Quão importante é a colaboração entre a ciência básica produzida nas universidades e a indústria para o avanço da investigação biomédica, especialmente para doenças complexas?
A colaboração é crucial. A indústria da biotecnologia nos Estados Unidos cresceu a partir da ciência académica, com muitos cientistas a tornarem-se empreendedores e a criarem empresas. Isto teve um enorme impacto económico. Nas universidades existem agora divisões dedicadas ao desenvolvimento de medicamentos, onde jovens investigadores pegam na ciência básica e a traduzem em potenciais terapias. Existe uma forte colaboração entre a academia e a indústria. No entanto, acredito que tudo o que é feito na universidade, mesmo que acabe por conduzir a um medicamento, deve ser aberto e publicável. O trabalho deve ser acessível a todos. Não devemos permitir que projetos secretos sejam desenvolvidos fora da comunidade académica.

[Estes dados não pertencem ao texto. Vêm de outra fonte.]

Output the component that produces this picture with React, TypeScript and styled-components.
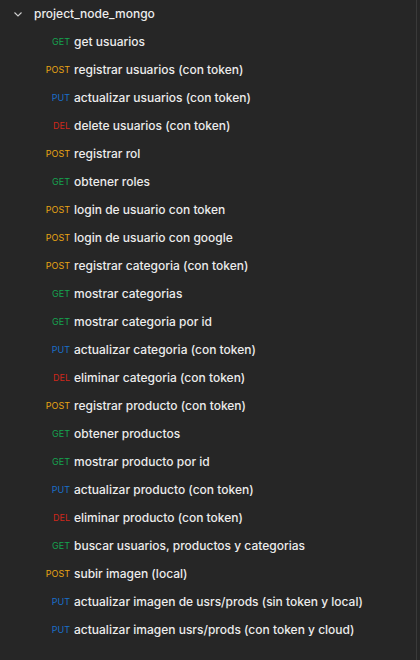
import React from "react";
import styled, { createGlobalStyle } from "styled-components";

const Global = createGlobalStyle`
  html, body { margin: 0; padding: 0; background: #262626; }
  body { font-family: Inter, "Noto Sans", sans-serif; }
`;

const Panel = styled.div`
  width: 420px;
  height: 660px;
  background: #262626;
  display: flex;
  box-sizing: border-box;
`;

const Tree = styled.div`
  flex: 1;
  display: flex;
  flex-direction: column;
`;

const Scrollbar = styled.div`
  width: 1px;
  background: #3a3a3a;
  margin-right: 3px;
`;

const Header = styled.div`
  height: 27px;
  display: flex;
  align-items: center;
  padding-left: 12px;
  gap: 10px;
  color: #ececec;
  font-size: 12px;
  font-weight: 500;
`;

const Row = styled.div`
  height: 28px;
  display: flex;
  align-items: center;
`;

const colors: Record<string, string> = {
  GET: "#15a34f",
  POST: "#e8a414",
  PUT: "#1a6fca",
  DEL: "#d0281b",
};

const Method = styled.span<{ $m: string }>`
  width: 74px;
  text-align: right;
  font-size: 9px;
  color: ${(p) => colors[p.$m]};
  padding-right: 4px;
  box-sizing: border-box;
`;

const Label = styled.span`
  color: #ececec;
  font-size: 12px;
  font-weight: 500;
  white-space: nowrap;
`;

const items: [string, string][] = [
  ["GET", "get usuarios"],
  ["POST", "registrar usuarios (con token)"],
  ["PUT", "actualizar usuarios (con token)"],
  ["DEL", "delete usuarios (con token)"],
  ["POST", "registrar rol"],
  ["GET", "obtener roles"],
  ["POST", "login de usuario con token"],
  ["POST", "login de usuario con google"],
  ["POST", "registrar categoria (con token)"],
  ["GET", "mostrar categorias"],
  ["GET", "mostrar categoria por id"],
  ["PUT", "actualizar categoria (con token)"],
  ["DEL", "eliminar categoria (con token)"],
  ["POST", "registrar producto (con token)"],
  ["GET", "obtener productos"],
  ["GET", "mostrar producto por id"],
  ["PUT", "actualizar producto (con token)"],
  ["DEL", "eliminar producto (con token)"],
  ["GET", "buscar usuarios, productos y categorias"],
  ["POST", "subir imagen (local)"],
  ["PUT", "actualizar imagen de usrs/prods (sin token y local)"],
  ["PUT", "actualizar imagen usrs/prods (con token y cloud)"],
];

export default function App() {
  return (
    <>
      <Global />
      <Panel>
        <Tree>
          <Header>
            <svg width="12" height="12" viewBox="0 0 12 12">
              <path d="M2.5 4.5 L6 8 L9.5 4.5" fill="none" stroke="#cfcfcf" strokeWidth="1.1" />
            </svg>
            <span>project_node_mongo</span>
          </Header>
          {items.map(([m, t], i) => (
            <Row key={i}>
              <Method $m={m}>{m}</Method>
              <Label>{t}</Label>
            </Row>
          ))}
        </Tree>
        <Scrollbar />
      </Panel>
    </>
  );
}
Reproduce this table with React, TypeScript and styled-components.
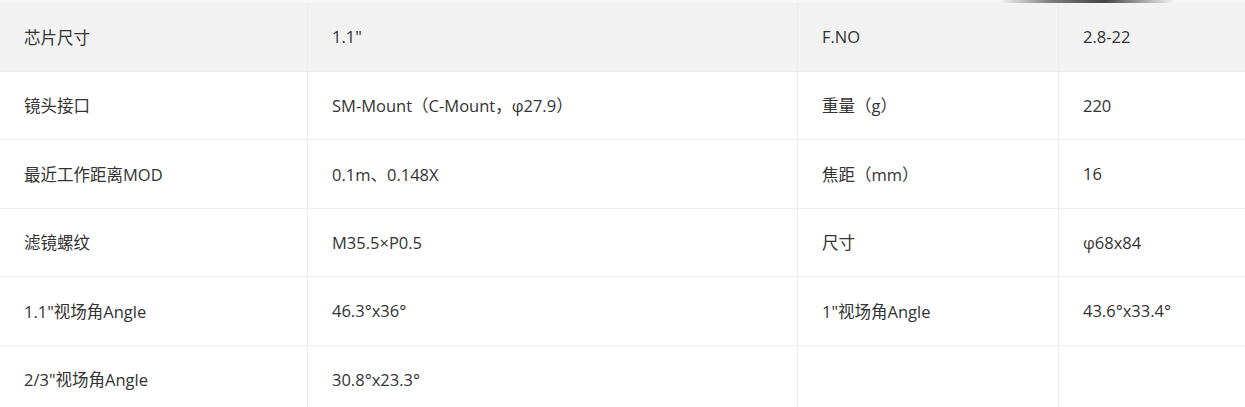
import styled, { createGlobalStyle } from "styled-components";

const GlobalStyle = createGlobalStyle`
  html, body {
    margin: 0;
    padding: 0;
    background: #fff;
  }
`;

const rows: string[][] = [
  ["芯片尺寸", "1.1\"", "F.NO", "2.8-22"],
  ["镜头接口", "SM-Mount（C-Mount，φ27.9）", "重量（g）", "220"],
  ["最近工作距离MOD", "0.1m、0.148X", "焦距（mm）", "16"],
  ["滤镜螺纹", "M35.5×P0.5", "尺寸", "φ68x84"],
  ["1.1\"视场角Angle", "46.3°x36°", "1\"视场角Angle", "43.6°x33.4°"],
  ["2/3\"视场角Angle", "30.8°x23.3°", "", ""],
];

const colWidths = [308, 490, 261, 186];

const Page = styled.div`
  position: relative;
  width: 1245px;
  height: 407px;
  overflow: hidden;
  padding-top: 3px;
  box-sizing: border-box;
  background: #f5f6f8;
`;

const ScrollShadow = styled.div`
  position: absolute;
  top: 0;
  left: 1000px;
  width: 175px;
  height: 3px;
  background: linear-gradient(
    to right,
    rgba(40, 40, 40, 0) 0%,
    rgba(40, 40, 40, 0.6) 30%,
    rgba(40, 40, 40, 0.85) 60%,
    rgba(40, 40, 40, 0) 100%
  );
`;

const Table = styled.table`
  width: 1245px;
  border-collapse: separate;
  border-spacing: 0;
  table-layout: fixed;
  background: #fff;
  font-family: "Open Sans", "Noto Sans CJK SC", sans-serif;
  font-size: 16.5px;
  color: #333;
`;

const Row = styled.tr<{ $shaded?: boolean }>`
  height: 68.5px;
  background: ${({ $shaded }) => ($shaded ? "#f2f2f2" : "#fff")};
`;

const Cell = styled.td`
  box-sizing: border-box;
  padding: 0 24px;
  border-right: 1px solid #ececec;
  border-bottom: 1px solid #ececec;
  vertical-align: middle;
  white-space: nowrap;
  &:last-child {
    border-right: none;
  }
`;

export default function App() {
  return (
    <>
      <GlobalStyle />
      <Page>
        <ScrollShadow />
        <Table>
          <colgroup>
            {colWidths.map((w, i) => (
              <col key={i} style={{ width: w }} />
            ))}
          </colgroup>
          <tbody>
            {rows.map((r, i) => (
              <Row key={i} $shaded={i === 0}>
                {r.map((c, j) => (
                  <Cell key={j}>{c}</Cell>
                ))}
              </Row>
            ))}
          </tbody>
        </Table>
      </Page>
    </>
  );
}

Como você vê o papel da ciência em geral?
A ciência é essencial e é nossa função comunicar o seu valor ao público. Muitas pessoas não entendem ou não acreditam, mas tem benefícios práticos incríveis. Precisamos de sublinhar que a ciência não é apenas para alguns curiosos – ela tem um amplo impacto. É nossa responsabilidade fazer com que o público compreenda os benefícios tangíveis da ciência, mesmo quando não a compreende totalmente. Esta é uma luta contra a ignorância e devemos continuar a avançar, uma pessoa de cada vez.
Olhando para a sua experiência, o que você diria aos jovens pesquisadores brasileiros?

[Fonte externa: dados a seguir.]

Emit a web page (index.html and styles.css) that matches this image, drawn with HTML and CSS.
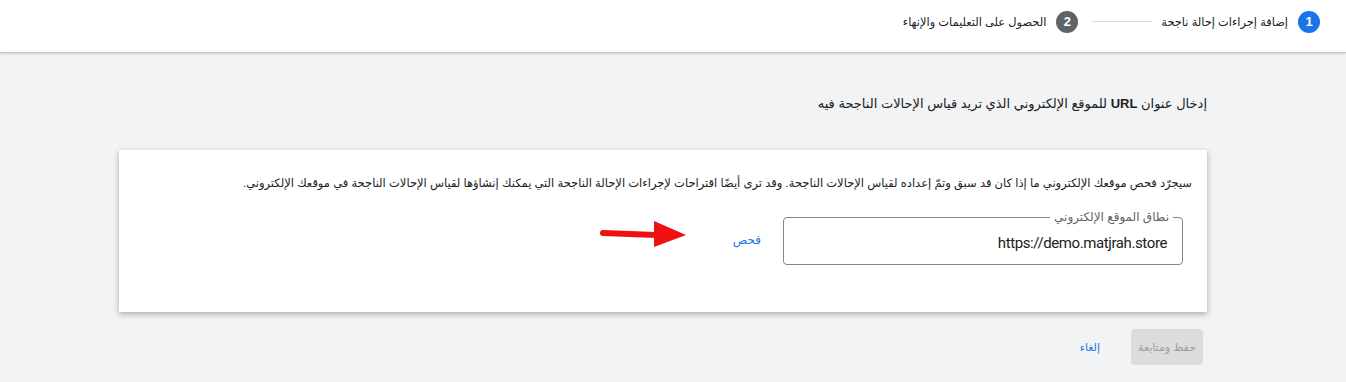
FILE: index.html
```html
<!DOCTYPE html>
<html lang="ar" dir="rtl">
<head>
<meta charset="utf-8">
<link rel="stylesheet" href="styles.css">
</head>
<body>
<header class="topbar">
  <div class="step">
    <span class="step-num active">1</span>
    <span class="step-label">إضافة إجراءات إحالة ناجحة</span>
  </div>
  <span class="step-line"></span>
  <div class="step">
    <span class="step-num">2</span>
    <span class="step-label">الحصول على التعليمات والإنهاء</span>
  </div>
</header>
<main class="content">
  <h1 class="title">إدخال عنوان <b>URL</b> للموقع الإلكتروني الذي تريد قياس الإحالات الناجحة فيه</h1>
  <section class="card">
    <p class="desc">سيجرّد فحص موقعك الإلكتروني ما إذا كان قد سبق وتمّ إعداده لقياس الإحالات الناجحة. وقد ترى أيضًا اقتراحات لإجراءات الإحالة الناجحة التي يمكنك إنشاؤها لقياس الإحالات الناجحة في موقعك الإلكتروني.</p>
    <div class="row">
      <fieldset class="field">
        <legend>نطاق الموقع الإلكتروني</legend>
        <span class="field-value" dir="ltr">https://demo.matjrah.store</span>
      </fieldset>
      <a class="check">فحص</a>
      <svg class="arrow" width="90" height="34" viewBox="0 0 90 34">
        <path d="M3 16 L56 18" stroke="#f01010" stroke-width="6" stroke-linecap="round" fill="none"/>
        <polygon points="54,4 86,18 54,30" fill="#f01010"/>
      </svg>
    </div>
  </section>
  <div class="actions">
    <button class="btn-save">حفظ ومتابعة</button>
    <a class="btn-cancel">إلغاء</a>
  </div>
</main>
</body>
</html>
```
FILE: styles.css
```css
* { box-sizing: border-box; }
html, body { margin: 0; padding: 0; }
body {
  background: #f1f3f4;
  font-family: Arial, "Liberation Sans", "DejaVu Sans", sans-serif;
  color: #202124;
  width: 1346px;
  height: 382px;
  overflow: hidden;
}
.topbar {
  height: 53px;
  background: #fff;
  border-bottom: 1px solid #c8c8c8;
  box-shadow: 0 1px 2px rgba(0,0,0,0.15);
  display: flex;
  align-items: center;
  padding-right: 26px;
  padding-bottom: 9px;
}
.step { display: flex; align-items: center; gap: 10px; }
.step-num {
  width: 22px; height: 22px; border-radius: 50%;
  background: #5f6368; color: #fff;
  font-size: 13px; font-weight: bold;
  display: flex; align-items: center; justify-content: center;
}
.step-num.active { background: #1a73e8; }
.step-label { font-size: 11.4px; color: #202124; }
.step-line {
  width: 60px; height: 1px; background: #dadce0;
  margin: 0 9px 0 14px;
}
.content {
  padding: 0 139px 0 119px;
}
.title {
  font-size: 13px;
  font-weight: normal;
  margin: 43px 0 0 0;
  height: 18px;
}
.title b { font-weight: bold; }
.card {
  margin-top: 36px;
  background: #fff;
  box-shadow: 0 2px 6px rgba(0,0,0,0.3);
  height: 162px;
  padding: 26px 15px 0 15px;
  position: relative;
}
.desc {
  margin: 0;
  font-size: 11.5px;
  line-height: 14px;
  color: #202124;
}
.row {
  display: flex;
  align-items: center;
  margin-top: 20px;
  padding-right: 9px;
  position: relative;
}
.field {
  width: 400px;
  height: 55px;
  margin: 0;
  border: 1px solid #80868b;
  border-radius: 4px;
  padding: 0 15px 0 10px;
  display: flex;
  align-items: center;
}
.field legend {
  font-size: 12px;
  color: #5f6368;
  padding: 0 4px;
  margin-right: -6px;
}
.field-value {
  font-family: Roboto, Arial, sans-serif;
  font-size: 15px;
  letter-spacing: -0.4px;
  color: #202124;
  margin-top: -3px;
}
.check {
  font-size: 12px;
  color: #1a73e8;
  margin-right: 22px;
  margin-top: 4px;
}
.arrow {
  position: absolute;
  left: 466px;
  top: 7px;
}
.actions {
  display: flex;
  align-items: center;
  margin-top: 17px;
  padding-right: 4px;
}
.btn-save {
  width: 72px; height: 36px;
  border: none; border-radius: 4px;
  background: #dcdcdc;
  color: #9aa0a6;
  font-family: inherit;
  font-size: 11px;
}
.btn-cancel {
  font-size: 11px;
  color: #1a73e8;
  margin-right: 31px;
}
```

Para estudantes interessados em ciências, a melhor forma de aprender é entrando em um laboratório e trabalhando diretamente com os professores. Não basta apenas fazer aulas, ler livros e textos. A verdadeira ciência envolve frustrações diárias de experimentos que não funcionam ou não dão os resultados esperados. Se você realmente quer fazer ciência, precisa estar disposto a correr riscos e aceitar o fracasso. Nem todos conseguem lidar com isso, mas para quem encontra satisfação nas sucessivas descobertas é uma carreira gratificante. Somente se você realmente se envolver com a pesquisa você será capaz de entender o que realmente é a descoberta.